Developmental Editors evaluate the big picture: structure, organization, argument flow, narrative arc, pacing, and content development. They ensure your ideas connect logically, identify gaps or redundancies, suggest reorganization for maximum impact, and help strengthen your overall message. For fiction, they assess plot structure, character development, dialogue, theme, and world-building coherence.

Line Editors and Copy Editors refine your writing at the sentence and paragraph level. They improve clarity and readability, eliminate wordiness, enhance word choice and sentence variety, fix grammatical and punctuation errors, ensure consistent style and tone, verify facts and citations, and resolve continuity issues. Their work makes your writing more engaging and precise.

Proofreaders conduct the final review before publication, catching residual typos, spelling errors, punctuation mistakes, formatting inconsistencies, incorrect page references, and other surface-level issues.
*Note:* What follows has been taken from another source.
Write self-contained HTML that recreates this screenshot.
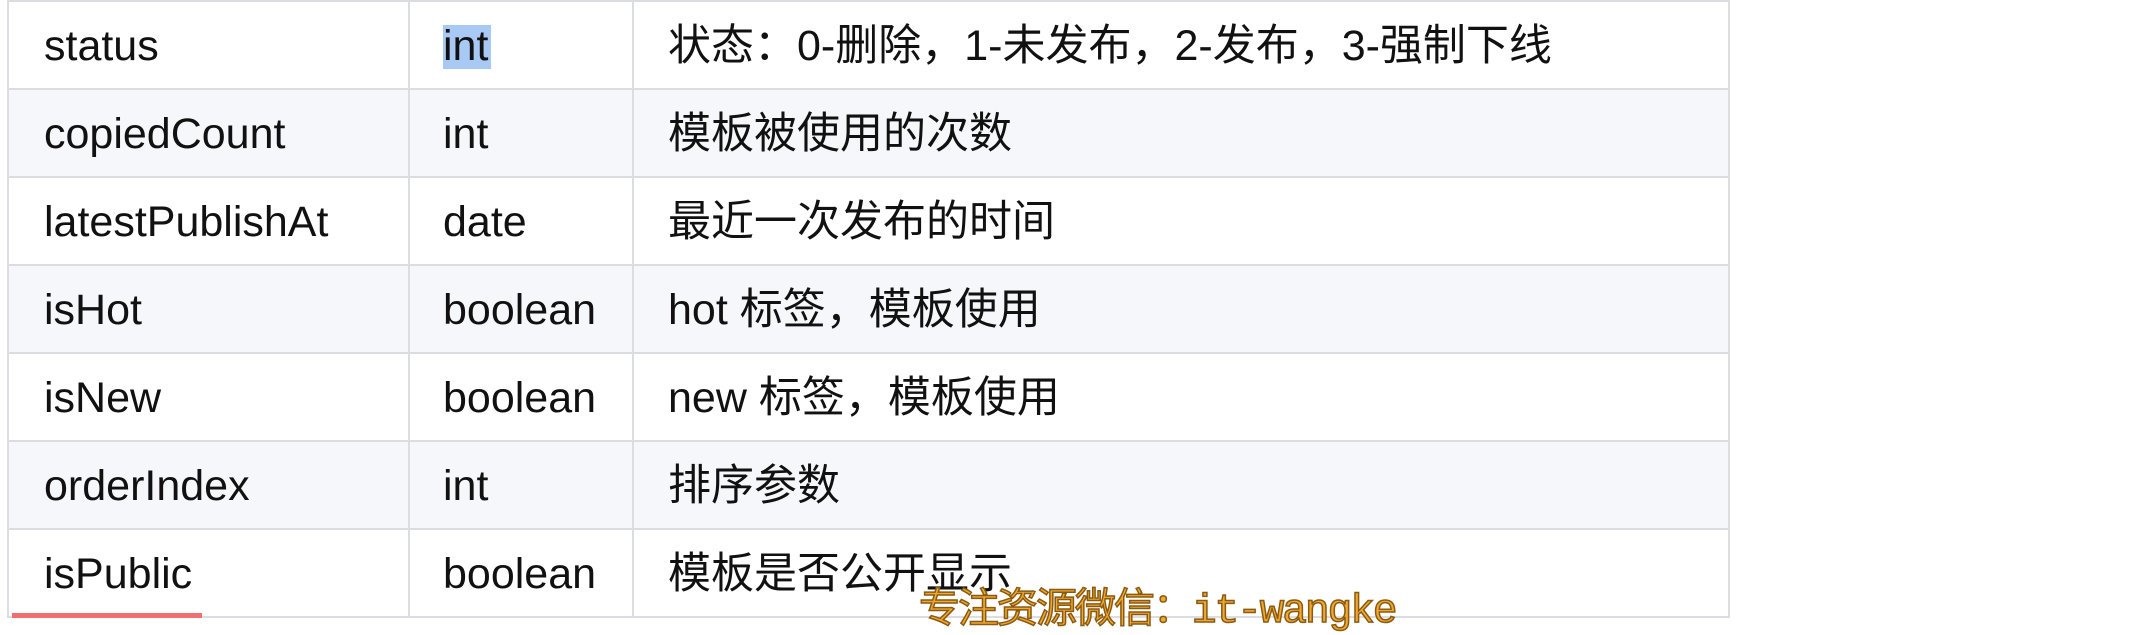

They provide quality assurance that your manuscript is print-ready and professional.

Some Final Thoughts

Self-editing isn’t a substitute for professional editing, but it’s an essential first step that every serious author must take. The effort you invest in self-editing makes your manuscript stronger, helps your professional editor work more efficiently, and reduces your editing costs. Most importantly, it develops your editorial eye, making you a better writer over time. Approach self-editing systematically, using multiple strategies and passes through your manuscript.

Remember that even accomplished authors rely on editors, because the goal isn’t to achieve perfection independently, but to present your strongest possible draft for professional refinement. By combining diligent self-editing with professional editorial support, you give your work the foundation it needs to connect powerfully with readers.